Cultural and Psychological Angles

Cultural Wisdom

Cultures have long recognized adaptability as the essence of resilience. Bamboo bends in the wind but does not break. The Japanese proverb, “Fall seven times, stand up eight,” captures the same truth.

Research Insights

Psychological research echoes this wisdom. Carol Dweck’s work on growth mindset shows that people who see setbacks as opportunities to learn are more resilient in school, work, and relationships. You can explore her research at Stanford University.

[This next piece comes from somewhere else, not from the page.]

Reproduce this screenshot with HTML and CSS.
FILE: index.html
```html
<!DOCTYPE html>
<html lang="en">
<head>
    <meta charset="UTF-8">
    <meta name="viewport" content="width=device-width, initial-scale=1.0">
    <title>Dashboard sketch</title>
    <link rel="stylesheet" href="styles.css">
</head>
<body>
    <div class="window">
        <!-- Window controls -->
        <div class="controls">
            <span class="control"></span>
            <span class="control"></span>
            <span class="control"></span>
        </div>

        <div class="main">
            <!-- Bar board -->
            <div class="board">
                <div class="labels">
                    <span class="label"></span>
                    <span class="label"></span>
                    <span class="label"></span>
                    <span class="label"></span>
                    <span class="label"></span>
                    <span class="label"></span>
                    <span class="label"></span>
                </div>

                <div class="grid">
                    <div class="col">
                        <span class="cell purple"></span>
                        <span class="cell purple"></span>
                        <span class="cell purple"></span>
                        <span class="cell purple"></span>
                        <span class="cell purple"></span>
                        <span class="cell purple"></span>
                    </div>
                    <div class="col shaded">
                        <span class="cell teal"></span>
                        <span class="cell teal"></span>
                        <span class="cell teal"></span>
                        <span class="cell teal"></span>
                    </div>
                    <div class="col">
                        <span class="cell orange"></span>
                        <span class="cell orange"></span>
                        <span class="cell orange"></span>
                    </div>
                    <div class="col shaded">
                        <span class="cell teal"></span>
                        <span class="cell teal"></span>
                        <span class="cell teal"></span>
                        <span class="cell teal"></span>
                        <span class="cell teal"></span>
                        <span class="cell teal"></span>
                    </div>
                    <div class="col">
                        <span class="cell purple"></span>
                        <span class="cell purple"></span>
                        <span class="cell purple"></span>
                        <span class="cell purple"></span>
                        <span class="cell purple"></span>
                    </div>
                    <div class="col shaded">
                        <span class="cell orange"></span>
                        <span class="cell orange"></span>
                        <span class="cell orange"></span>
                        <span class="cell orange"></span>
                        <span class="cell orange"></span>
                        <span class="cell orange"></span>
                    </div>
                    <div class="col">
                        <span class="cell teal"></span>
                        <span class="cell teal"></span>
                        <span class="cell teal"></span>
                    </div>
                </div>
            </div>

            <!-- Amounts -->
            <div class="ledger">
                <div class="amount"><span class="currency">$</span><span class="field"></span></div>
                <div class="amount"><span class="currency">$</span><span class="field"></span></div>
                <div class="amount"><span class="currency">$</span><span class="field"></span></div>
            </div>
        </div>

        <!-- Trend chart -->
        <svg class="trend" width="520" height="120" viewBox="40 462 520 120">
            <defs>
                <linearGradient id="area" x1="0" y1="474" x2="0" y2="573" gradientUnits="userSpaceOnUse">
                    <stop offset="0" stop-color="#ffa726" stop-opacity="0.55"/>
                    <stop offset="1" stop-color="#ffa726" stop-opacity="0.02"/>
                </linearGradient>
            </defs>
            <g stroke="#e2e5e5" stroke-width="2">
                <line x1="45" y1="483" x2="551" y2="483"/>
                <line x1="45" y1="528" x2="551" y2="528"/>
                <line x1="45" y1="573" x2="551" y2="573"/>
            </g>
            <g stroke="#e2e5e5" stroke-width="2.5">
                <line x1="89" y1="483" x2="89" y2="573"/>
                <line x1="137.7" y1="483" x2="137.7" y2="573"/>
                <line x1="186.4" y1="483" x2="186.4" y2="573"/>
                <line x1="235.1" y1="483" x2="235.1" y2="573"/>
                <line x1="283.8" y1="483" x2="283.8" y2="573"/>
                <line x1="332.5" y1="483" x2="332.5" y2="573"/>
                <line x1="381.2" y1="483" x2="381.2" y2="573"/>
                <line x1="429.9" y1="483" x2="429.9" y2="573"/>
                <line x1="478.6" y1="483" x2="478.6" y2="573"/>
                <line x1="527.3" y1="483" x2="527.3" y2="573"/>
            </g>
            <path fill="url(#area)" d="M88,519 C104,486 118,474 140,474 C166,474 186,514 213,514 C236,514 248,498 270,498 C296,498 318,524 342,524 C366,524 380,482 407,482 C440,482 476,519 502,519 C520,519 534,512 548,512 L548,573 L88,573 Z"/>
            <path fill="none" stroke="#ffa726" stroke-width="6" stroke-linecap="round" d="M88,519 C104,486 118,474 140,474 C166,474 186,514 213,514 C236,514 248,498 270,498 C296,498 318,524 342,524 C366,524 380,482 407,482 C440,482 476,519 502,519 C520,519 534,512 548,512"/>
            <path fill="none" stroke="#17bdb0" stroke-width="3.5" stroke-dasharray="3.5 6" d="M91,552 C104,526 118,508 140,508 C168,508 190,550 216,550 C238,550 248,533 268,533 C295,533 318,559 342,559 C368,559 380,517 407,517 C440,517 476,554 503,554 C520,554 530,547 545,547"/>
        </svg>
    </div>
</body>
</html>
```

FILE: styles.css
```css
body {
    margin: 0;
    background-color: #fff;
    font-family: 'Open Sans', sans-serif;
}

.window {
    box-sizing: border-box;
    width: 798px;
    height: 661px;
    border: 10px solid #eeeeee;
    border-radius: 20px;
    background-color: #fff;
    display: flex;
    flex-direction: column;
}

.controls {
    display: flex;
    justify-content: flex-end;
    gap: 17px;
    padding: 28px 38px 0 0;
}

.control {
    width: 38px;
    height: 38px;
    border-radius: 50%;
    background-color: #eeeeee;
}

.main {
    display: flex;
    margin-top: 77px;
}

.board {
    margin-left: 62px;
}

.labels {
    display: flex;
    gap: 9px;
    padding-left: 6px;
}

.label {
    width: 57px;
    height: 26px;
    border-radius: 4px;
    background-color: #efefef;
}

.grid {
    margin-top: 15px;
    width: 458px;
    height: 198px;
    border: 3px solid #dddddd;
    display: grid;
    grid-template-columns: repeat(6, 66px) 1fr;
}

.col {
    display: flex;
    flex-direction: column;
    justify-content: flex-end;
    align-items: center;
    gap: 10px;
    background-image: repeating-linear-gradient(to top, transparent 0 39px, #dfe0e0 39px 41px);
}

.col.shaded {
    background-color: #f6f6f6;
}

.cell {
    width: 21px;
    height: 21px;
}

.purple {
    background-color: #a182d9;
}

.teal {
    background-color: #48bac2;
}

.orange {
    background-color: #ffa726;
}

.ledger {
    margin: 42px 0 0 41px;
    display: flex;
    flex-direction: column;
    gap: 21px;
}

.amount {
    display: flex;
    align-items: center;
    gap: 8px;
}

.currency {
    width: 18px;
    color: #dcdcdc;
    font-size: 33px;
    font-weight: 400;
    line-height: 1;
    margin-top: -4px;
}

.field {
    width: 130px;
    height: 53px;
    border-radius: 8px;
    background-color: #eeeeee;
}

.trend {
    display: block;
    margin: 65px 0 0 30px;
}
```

Studies on post‑traumatic growth reveal that individuals who integrate hardship into their identity often emerge with deeper meaning, stronger relationships, and greater appreciation for life.

The Resilience Framework

Awareness helps us see when change is needed.

Trust gives us courage to step into the unknown.

Connection sustains us when the path is long.

Gratitude reminds us of the value in each adjustment, turning small shifts into lasting growth.

Adaptability is what allows these pillars to work together. Without it, awareness stalls, trust falters, connection feels rigid, and gratitude loses momentum.

Closing

Adaptability is resilience. It is the thread that ties awareness, trust, connection, and gratitude together. It is what allows us to bend without breaking, to shift when strategies fail, and to integrate change into growth.